Auf eine besondere Bürgschaftsform, der sogenannten Ausfallbürgschaft, muss aber gesondert eingegangen werden.
Eine Ausfallbürgschaft liegt vor, wenn der Ausfallbürge dann verspricht einzutreten, wenn der sogenannte Regelbürge seiner eigenen Bürgschaftsverpflichtung nicht nachkommt.
Beispiel
Existenzgründer U betreibt sein Unternehmen in der Rechtsform der GmbH. Sparkasse S gewährt dieser GmbH ein Darlehen, für das sich U selbstschuldnerisch verbürgt. U ist somit Regelbürge. Die Kreditanstalt für Wiederausbau verbürgt sich ihrerseits gegenüber der S für dann Fall, dass der Regelbürge, also U, ausfällt.

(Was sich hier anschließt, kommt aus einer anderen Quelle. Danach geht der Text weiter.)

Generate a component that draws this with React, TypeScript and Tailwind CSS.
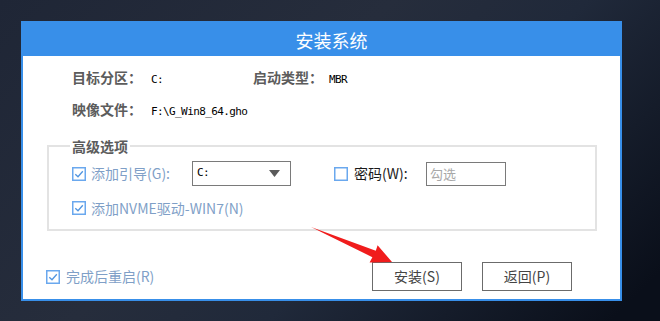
import React from "react";

const CJK = { fontFamily: '"Microsoft YaHei","Noto Sans CJK SC",sans-serif' };
const MONO = { fontFamily: '"DejaVu Sans Mono","Liberation Mono",monospace' };

function Check({ checked }: { checked: boolean }) {
  return (
    <svg width="14" height="14" viewBox="0 0 14 14" className="shrink-0">
      <rect x="0.75" y="0.75" width="12.5" height="12.5" fill="#fff" stroke="#6aa8ee" strokeWidth="1.5" />
      {checked && (
        <path d="M3.3 7.2 L6 9.8 L10.8 4.3" fill="none" stroke="#5195e0" strokeWidth="1.3" />
      )}
    </svg>
  );
}

export default function App() {
  return (
    <div
      className="relative w-[660px] h-[321px] overflow-hidden bg-[linear-gradient(135deg,#1f2636_0%,#262d3c_40%,#20293a_60%,#0a0f1a_95%)]"
      style={CJK}
    >
      <div className="pt-[21px] pl-[21px]">
        <div className="w-[601px] h-[280px] bg-[#388fe9] p-[2px] flex flex-col">
          <div className="h-[33px] flex items-center justify-center pl-[20px] text-white text-[18px] leading-none">
            安装系统
          </div>
          <div className="flex-1 bg-white pl-[23px] pt-[11px] flex flex-col">
            <div className="flex items-baseline pl-[26px] h-[20px] leading-5">
              <span className="w-[79px] text-[14px] font-bold text-[#5c5c5c]">目标分区：</span>
              <span className="w-[102px] text-[11px] tracking-[-0.6px] text-black" style={MONO}>C:</span>
              <span className="w-[76px] text-[14px] font-bold text-[#5c5c5c]">启动类型：</span>
              <span className="text-[11px] tracking-[-0.6px] text-black" style={MONO}>MBR</span>
            </div>
            <div className="flex items-baseline pl-[26px] h-[20px] mt-[12px] leading-5">
              <span className="w-[79px] text-[14px] font-bold text-[#5c5c5c]">映像文件：</span>
              <span className="text-[11px] tracking-[-0.6px] text-black" style={MONO}>F:\G_Win8_64.gho</span>
            </div>

            <fieldset className="ml-[1px] mt-[17px] w-[550px] border-2 border-[#e3e3e3] pb-[11px]">
              <legend className="ml-[21px] px-[2px] text-[14px] leading-5 font-bold text-[#5c5c5c]">高级选项</legend>
              <div className="flex items-center h-[25px] mt-[5px] pl-[23px]">
                <Check checked />
                <span className="ml-[5px] w-[101px] text-[14px] text-[#7f9fc7]">添加引导(G):</span>
                <div className="w-[99px] h-[25px] border border-[#7a7a7a] bg-white flex items-center justify-between pl-[4px] pr-[10px]">
                  <span className="text-[11px] tracking-[-0.6px] text-black" style={MONO}>C:</span>
                  <svg width="11" height="7" viewBox="0 0 11 7">
                    <path d="M0 0 H11 L5.5 7 Z" fill="#5a5a5a" />
                  </svg>
                </div>
                <div className="ml-[43px]">
                  <Check checked={false} />
                </div>
                <span className="ml-[6px] w-[72px] text-[14px] text-[#1a1a1a]">密码(W):</span>
                <div className="w-[80px] h-[24px] border border-[#7a7a7a] bg-white flex items-center pl-[3px]">
                  <span className="text-[13px] text-[#a8a8a8]">勾选</span>
                </div>
              </div>
              <div className="flex items-center h-[20px] mt-[12px] pl-[23px]">
                <Check checked />
                <span className="ml-[5px] text-[14px] text-[#7f9fc7]">添加NVME驱动-WIN7(N)</span>
              </div>
            </fieldset>

            <div className="flex items-center mt-[31px] h-[29px] pr-[48px]">
              <Check checked />
              <span className="ml-[6px] text-[14px] text-[#7f9fc7]">完成后重启(R)</span>
              <div className="flex-1" />
              <button className="w-[90px] h-[29px] border border-[#6b6b6b] bg-white text-[14px] text-[#444]">安装(S)</button>
              <button className="ml-[20px] w-[90px] h-[29px] border border-[#6b6b6b] bg-white text-[14px] text-[#444]">返回(P)</button>
            </div>
          </div>
        </div>
      </div>

      <svg className="absolute left-0 top-0 pointer-events-none" width="660" height="321" viewBox="0 0 660 321">
        <polygon
          points="311,227 375.8,250.8 377.6,245.2 392,262 369.6,262.6 372.4,257.2"
          fill="#f01c1c"
        />
      </svg>
    </div>
  );
}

Die KfW und der U sind nichtMitbürgen im Sinne des § 769.[82] Das hat weitreichende Konsequenzen. Zahlt der U als Regelbürge, steht ihm kein Ausgleichsanspruch gegen die KfW aus §§ 769, 774 Abs. 2, 426 zu. Zahlt hingegen die KfW, so erwirbt diese nach § 774 Abs. 1, 401 die Forderung nebst bestehender Regelbürgschaft und kann, wenn der Regelbürge wieder zu Vermögen gekommen sein sollte, gegen diesen in voller Höhe vorgehen.